The African American South, meanwhile, scores low for viewing Fox News and Newsmax, but not especially high for watching CNN or MSNBC. In general, those communities seem to be smaller national cable news consumers, and their local and national issue concerns look somewhat similar — both are dominated by inflation and crime, with everything else trailing far behind.
Graying America, on the other hand, home to older Americans and many retirees, seems to be home to more cable news viewers across the board. The communities score on the higher side on the ratings chart for channels with a range of ideological views, including Fox News, CNN, and MSNBC. And their national issue list shows big jumps for both crime and immigration compared to their local issues.

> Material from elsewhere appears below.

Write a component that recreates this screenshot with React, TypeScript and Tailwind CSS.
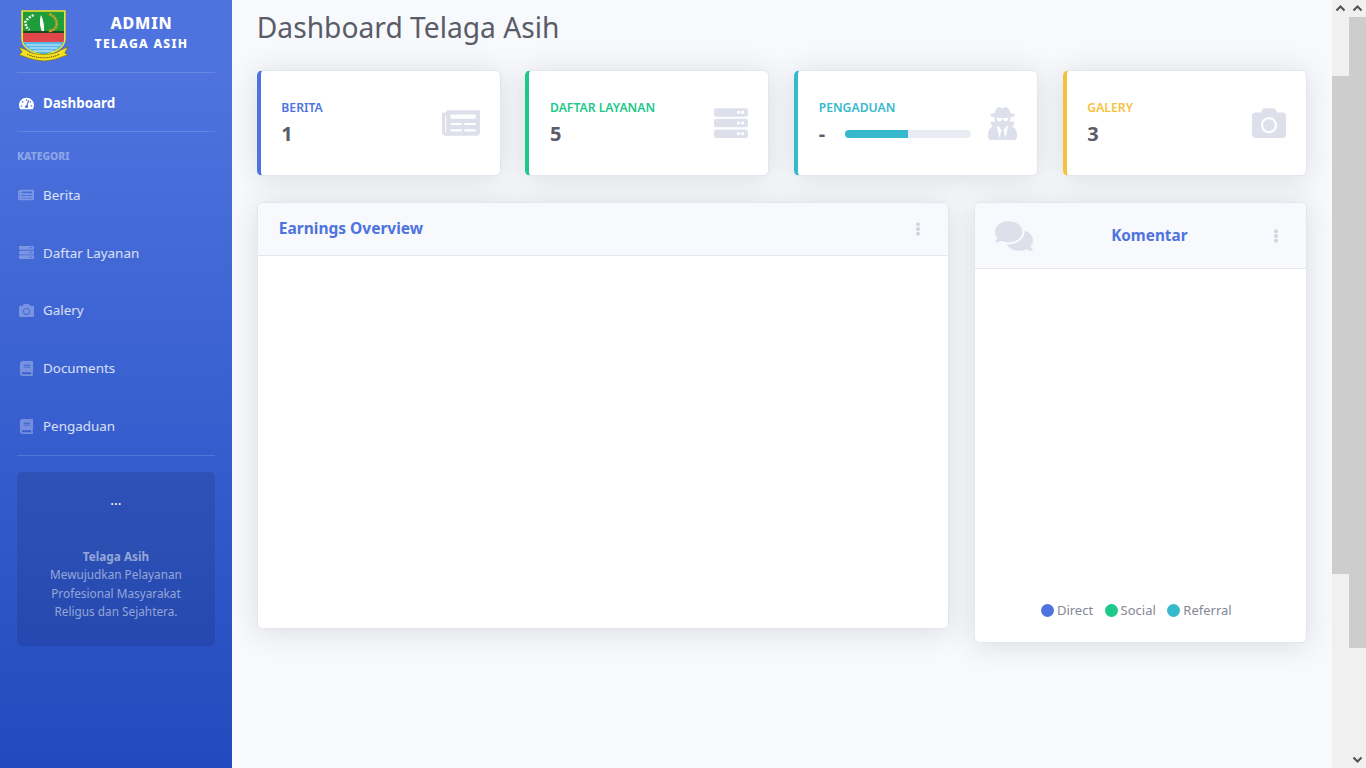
import { FaTachometerAlt, FaNewspaper, FaServer, FaCamera, FaBook, FaUserSecret, FaComments, FaEllipsisV } from "react-icons/fa"
import type { ReactNode } from "react"

function Logo() {
  return (
    <svg width="52" height="54" viewBox="0 0 50 54" preserveAspectRatio="none" className="shrink-0">
      <path d="M4 2H45V30C45 38 36 44 24.5 46C13 44 4 38 4 30Z" fill="#1f9d3a" stroke="#f5e52a" strokeWidth="1.6" />
      <path d="M5 24H44V33H5Z" fill="#e0464a" />
      <path d="M5 23H44" stroke="#1d2b1a" strokeWidth="1.4" />
      <path d="M5 33H44V31C44 38 36 43 24.5 45C13 43 5 38 5 31Z" fill="#5ab7e8" />
      <path d="M8 36H41M11 39H38M15 42H34" stroke="#d6f0fb" strokeWidth="1" />
      <path d="M22 6C20.5 12 21 18 23 22H25C25.500 16 24 10 22 6Z" fill="#fff" />
      <path d="M15 6L10 9L7 13L8 18L11 21" fill="none" stroke="#f3f3f3" strokeWidth="2.4" strokeDasharray="2 1.2" />
      <path d="M30 5C35 7 38 11 37 17C36 20 33 22 29 22" fill="none" stroke="#c9a227" strokeWidth="2.6" strokeDasharray="2.5 .6" />
      <path d="M1 38L8 41C14 47 35 47 41 41L48 38L45 44L48 46C40 48 38 51 25 52C12 51 9 48 1 46L4 43Z" fill="#f5e01f" stroke="#6b6a12" strokeWidth=".6" />
      <path d="M9 45C17 50 32 50 40 45" fill="none" stroke="#4b4a10" strokeWidth="1" strokeDasharray="1 .8" />
    </svg>
  )
}

function SideItem({ icon, label }: { icon: ReactNode; label: string }) {
  return (
    <div className="h-[57.8px] flex items-center gap-[9px] pl-[18px] text-[13.4px] text-white/80">
      <span className="w-4 flex justify-center text-white/30">{icon}</span>
      {label}
    </div>
  )
}

function Sidebar() {
  return (
    <aside className="w-[232px] shrink-0 h-full bg-gradient-to-b from-[#4e73df] from-10% to-[#224abe] px-[17px]">
      <div className="h-[72px] flex items-start pt-[9px] -ml-px">
        <div className="ml-[2px]"><Logo /></div>
        <div className="flex-1 text-center text-white font-extrabold pt-[4px] pr-[2px]">
          <div className="text-[16px] leading-[20px] tracking-[.8px]">ADMIN</div>
          <div className="text-[12.2px] leading-[21px] tracking-[1.28px]">TELAGA ASIH</div>
        </div>
      </div>
      <div className="border-t border-white/15 h-[59px] pt-[2px] flex items-center gap-[9px] pl-px text-[13.4px] font-bold text-white">
        <span className="w-4 flex justify-center"><FaTachometerAlt size={15} /></span>
        Dashboard
      </div>
      <div className="border-t border-white/15 pt-[18px] pb-[4px] text-[10.4px] leading-[12px] font-extrabold text-white/40">KATEGORI</div>
      <div className="-mx-[17px]">
        <SideItem icon={<FaNewspaper size={16} />} label="Berita" />
        <SideItem icon={<FaServer size={15} />} label="Daftar Layanan" />
        <SideItem icon={<FaCamera size={15} />} label="Galery" />
        <SideItem icon={<FaBook size={15} />} label="Documents" />
        <SideItem icon={<FaBook size={15} />} label="Pengaduan" />
      </div>
      <div className="border-t border-white/15" />
      <div className="mt-[16px] h-[174px] rounded-[5.6px] bg-black/10 text-center text-[11.8px] leading-[18.4px] text-white/50 pt-[19px] px-4">
        <div className="text-white text-[14px] h-[56px]">...</div>
        <div className="font-bold">Telaga Asih</div>
        <div>Mewujudkan Pelayanan Profesional Masyarakat Religus dan Sejahtera.</div>
      </div>
    </aside>
  )
}

function StatCard({ label, border, color, icon, children }: { label: string; border: string; color: string; icon: ReactNode; children: ReactNode }) {
  return (
    <div className={`h-[106px] bg-white rounded-[5.6px] border border-[#e3e6f0] border-l-4 ${border} shadow-[0_2.4px_28px_0_rgba(58,59,69,0.15)] pl-[20.5px] pr-5 flex items-center justify-between`}>
      <div className="flex-1">
        <div className={`text-[12.2px] leading-[14px] font-semibold uppercase ${color}`}>{label}</div>
        <div className="mt-[7px] h-6 flex items-center text-[20px] font-bold text-[#5a5c69]">{children}</div>
      </div>
      <div className="text-[#dddfeb] pl-[15px]">{icon}</div>
    </div>
  )
}

function PanelCard({ className, headerClass, children, body }: { className: string; headerClass: string; children: ReactNode; body: ReactNode }) {
  return (
    <div className={`bg-white rounded-[5.6px] border border-[#e3e6f0] shadow-[0_2.4px_28px_0_rgba(58,59,69,0.15)] flex flex-col ${className}`}>
      <div className={`bg-[#f8f9fc] rounded-t-[5.6px] border-b border-[#e3e6f0] flex items-center justify-between ${headerClass}`}>
        {children}
      </div>
      {body}
    </div>
  )
}

function Legend({ dot, label }: { dot: string; label: string }) {
  return (
    <span className="flex items-center gap-[3px]">
      <span className={`w-[13px] h-[13px] rounded-full ${dot}`} />
      {label}
    </span>
  )
}

function ScrollArrow({ up }: { up: boolean }) {
  return (
    <svg width="17" height="17" viewBox="0 0 17 17" className="shrink-0">
      <path d={up ? "M4.500 10.500L8.500 6.500L12.500 10.500" : "M4.500 6.500L8.500 10.500L12.500 6.500"} fill="none" stroke="#505050" strokeWidth="2" />
    </svg>
  )
}

export default function App() {
  return (
    <div className="h-screen flex overflow-hidden bg-[#f8f9fc] font-['Noto_Sans',sans-serif] text-[#858796]">
      <Sidebar />

      {/* Main content */}
      <main className="flex-1 min-w-0 pl-[24.8px] pr-[25.2px]">
        <h1 className="h-[70px] pt-[8px] text-[28.2px] leading-[39px] font-normal text-[#5a5c69]">Dashboard Telaga Asih</h1>

        <div className="grid grid-cols-4 gap-[24.7px]">
          <StatCard label="Berita" border="border-l-[#4e73df]" color="text-[#4e73df]" icon={<FaNewspaper size={38} />}>1</StatCard>
          <StatCard label="Daftar Layanan" border="border-l-[#1cc88a]" color="text-[#1cc88a]" icon={<FaServer size={34} />}>5</StatCard>
          <StatCard label="Pengaduan" border="border-l-[#36b9cc]" color="text-[#36b9cc]" icon={<FaUserSecret size={33} className="-mr-[2px]" />}>
            <span className="w-[26px]">-</span>
            <div className="flex-1 h-2 rounded-[4px] bg-[#eaecf4] overflow-hidden">
              <div className="w-1/2 h-full bg-[#36b9cc]" />
            </div>
          </StatCard>
          <StatCard label="Galery" border="border-l-[#f6c23e]" color="text-[#f6c23e]" icon={<FaCamera size={34} />}>3</StatCard>
        </div>

        <div className="mt-[26px] flex items-start justify-between">
          <PanelCard
            className="w-[692px] h-[427px]"
            headerClass="h-[53px] pl-[21px] pr-[23px]"
            body={null}
          >
            <span className="text-[15.5px] font-bold text-[#4e73df]">Earnings Overview</span>
            <FaEllipsisV size={14} className="text-[#d1d3e2]" />
          </PanelCard>
          <PanelCard
            className="w-[333px] h-[441px]"
            headerClass="h-[66px] pl-5 pr-[23px]"
            body={
              <div className="flex-1 flex items-end justify-center gap-[11.500px] pb-[23px] pr-[8px] text-[13px] leading-[18px]">
                <Legend dot="bg-[#4e73df]" label="Direct" />
                <Legend dot="bg-[#1cc88a]" label="Social" />
                <Legend dot="bg-[#36b9cc]" label="Referral" />
              </div>
            }
          >
            <FaComments size={38} className="text-[#dddfeb]" />
            <span className="text-[15.3px] font-bold text-[#4e73df] pr-[3px]">Komentar</span>
            <FaEllipsisV size={14} className="text-[#d1d3e2]" />
          </PanelCard>
        </div>
      </main>

      {/* Scrollbars of the inner frame and of the page */}
      <div className="w-[17px] shrink-0 h-full bg-[#f0f0f0] flex flex-col">
        <ScrollArrow up />
        <div className="mt-[59px] h-[498px] bg-[#cdcdcd]" />
      </div>
      <div className="w-[17px] shrink-0 h-full bg-[#f0f0f0] flex flex-col">
        <ScrollArrow up />
        <div className="h-[631px] bg-[#cdcdcd]" />
        <div className="flex-1" />
        <ScrollArrow up={false} />
      </div>
    </div>
  )
}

To be fair, cable news is just one way of receiving information in 2023 America. Broadcast networks, social media, and print outlets (news which we wrote about last week) all play important roles. But in the broadest sense, these viewership numbers suggest that in some communities, cable news may play a role in the way issues are perceived at the national level or reinforce already-present narratives around them.
And, in a broader sense, Comscore believes these findings suggest that the source of news and other media information that individuals choose to consume may offer a probative indicator of their ideological leanings, including how they might vote on given issues. The firm believes that real-time insights from media consumption might offer predictive indications on the outcome of elections, and that these insights might possibly be used to calibrate polling predictions which have been increasingly off the mark.
At the very least, the media consumption data, combined with the ACP's survey offers important insights into how communities receive the messages they do about the world outside the bubbles in which they live. The ACP will be exploring the connection between these different inputs when we head out into the field in the coming weeks.